• **Exercise**: Retype the material that follows, keeping every word as it is.

• **Supplied information**:
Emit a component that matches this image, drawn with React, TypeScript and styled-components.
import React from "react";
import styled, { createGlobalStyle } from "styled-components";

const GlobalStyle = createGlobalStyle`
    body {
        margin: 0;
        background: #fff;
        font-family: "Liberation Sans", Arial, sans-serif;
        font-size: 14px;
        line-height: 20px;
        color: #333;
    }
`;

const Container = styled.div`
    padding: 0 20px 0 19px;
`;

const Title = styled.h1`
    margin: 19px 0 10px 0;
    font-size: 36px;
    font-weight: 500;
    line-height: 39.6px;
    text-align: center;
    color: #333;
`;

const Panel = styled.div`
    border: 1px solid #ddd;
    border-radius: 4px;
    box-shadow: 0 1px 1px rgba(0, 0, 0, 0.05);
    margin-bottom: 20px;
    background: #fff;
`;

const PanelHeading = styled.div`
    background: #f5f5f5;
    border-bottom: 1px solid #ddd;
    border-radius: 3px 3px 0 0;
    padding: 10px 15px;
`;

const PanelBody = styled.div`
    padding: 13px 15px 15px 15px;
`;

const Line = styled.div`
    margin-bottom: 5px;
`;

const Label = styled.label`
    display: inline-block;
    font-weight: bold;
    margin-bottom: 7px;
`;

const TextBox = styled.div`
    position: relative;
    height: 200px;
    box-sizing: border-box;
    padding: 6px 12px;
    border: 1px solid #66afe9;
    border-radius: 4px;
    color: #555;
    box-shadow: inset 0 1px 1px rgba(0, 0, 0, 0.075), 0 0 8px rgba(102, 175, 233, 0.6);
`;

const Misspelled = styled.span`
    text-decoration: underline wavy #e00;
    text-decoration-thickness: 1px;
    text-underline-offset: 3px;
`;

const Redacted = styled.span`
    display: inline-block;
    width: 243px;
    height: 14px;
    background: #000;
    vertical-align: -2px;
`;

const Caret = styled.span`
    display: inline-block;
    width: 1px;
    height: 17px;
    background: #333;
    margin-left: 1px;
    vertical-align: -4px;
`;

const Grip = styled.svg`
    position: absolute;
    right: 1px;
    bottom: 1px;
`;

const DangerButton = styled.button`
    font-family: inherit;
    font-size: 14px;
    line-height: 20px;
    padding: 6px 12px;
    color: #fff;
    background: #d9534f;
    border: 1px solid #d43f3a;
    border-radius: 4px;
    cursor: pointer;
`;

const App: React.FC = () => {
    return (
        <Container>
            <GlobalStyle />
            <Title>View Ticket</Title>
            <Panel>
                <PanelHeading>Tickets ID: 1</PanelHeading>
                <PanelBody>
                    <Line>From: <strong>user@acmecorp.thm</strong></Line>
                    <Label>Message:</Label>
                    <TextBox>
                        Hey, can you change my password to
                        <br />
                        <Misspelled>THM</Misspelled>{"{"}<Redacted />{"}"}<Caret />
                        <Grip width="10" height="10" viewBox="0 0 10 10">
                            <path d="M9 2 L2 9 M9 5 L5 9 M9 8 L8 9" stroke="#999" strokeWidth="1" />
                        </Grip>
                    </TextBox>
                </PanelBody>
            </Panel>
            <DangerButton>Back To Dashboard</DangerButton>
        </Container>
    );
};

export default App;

• **Response to this exercise**:
Emit a component that matches this image, drawn with React, TypeScript and styled-components.
import React from "react";
import styled, { createGlobalStyle } from "styled-components";

const GlobalStyle = createGlobalStyle`
    body {
        margin: 0;
        background: #fff;
        font-family: "Liberation Sans", Arial, sans-serif;
        font-size: 14px;
        line-height: 20px;
        color: #333;
    }
`;

const Container = styled.div`
    padding: 0 20px 0 19px;
`;

const Title = styled.h1`
    margin: 19px 0 10px 0;
    font-size: 36px;
    font-weight: 500;
    line-height: 39.6px;
    text-align: center;
    color: #333;
`;

const Panel = styled.div`
    border: 1px solid #ddd;
    border-radius: 4px;
    box-shadow: 0 1px 1px rgba(0, 0, 0, 0.05);
    margin-bottom: 20px;
    background: #fff;
`;

const PanelHeading = styled.div`
    background: #f5f5f5;
    border-bottom: 1px solid #ddd;
    border-radius: 3px 3px 0 0;
    padding: 10px 15px;
`;

const PanelBody = styled.div`
    padding: 13px 15px 15px 15px;
`;

const Line = styled.div`
    margin-bottom: 5px;
`;

const Label = styled.label`
    display: inline-block;
    font-weight: bold;
    margin-bottom: 7px;
`;

const TextBox = styled.div`
    position: relative;
    height: 200px;
    box-sizing: border-box;
    padding: 6px 12px;
    border: 1px solid #66afe9;
    border-radius: 4px;
    color: #555;
    box-shadow: inset 0 1px 1px rgba(0, 0, 0, 0.075), 0 0 8px rgba(102, 175, 233, 0.6);
`;

const Misspelled = styled.span`
    text-decoration: underline wavy #e00;
    text-decoration-thickness: 1px;
    text-underline-offset: 3px;
`;

const Redacted = styled.span`
    display: inline-block;
    width: 243px;
    height: 14px;
    background: #000;
    vertical-align: -2px;
`;

const Caret = styled.span`
    display: inline-block;
    width: 1px;
    height: 17px;
    background: #333;
    margin-left: 1px;
    vertical-align: -4px;
`;

const Grip = styled.svg`
    position: absolute;
    right: 1px;
    bottom: 1px;
`;

const DangerButton = styled.button`
    font-family: inherit;
    font-size: 14px;
    line-height: 20px;
    padding: 6px 12px;
    color: #fff;
    background: #d9534f;
    border: 1px solid #d43f3a;
    border-radius: 4px;
    cursor: pointer;
`;

const App: React.FC = () => {
    return (
        <Container>
            <GlobalStyle />
            <Title>View Ticket</Title>
            <Panel>
                <PanelHeading>Tickets ID: 1</PanelHeading>
                <PanelBody>
                    <Line>From: <strong>user@acmecorp.thm</strong></Line>
                    <Label>Message:</Label>
                    <TextBox>
                        Hey, can you change my password to
                        <br />
                        <Misspelled>THM</Misspelled>{"{"}<Redacted />{"}"}<Caret />
                        <Grip width="10" height="10" viewBox="0 0 10 10">
                            <path d="M9 2 L2 9 M9 5 L5 9 M9 8 L8 9" stroke="#999" strokeWidth="1" />
                        </Grip>
                    </TextBox>
                </PanelBody>
            </Panel>
            <DangerButton>Back To Dashboard</DangerButton>
        </Container>
    );
};

export default App;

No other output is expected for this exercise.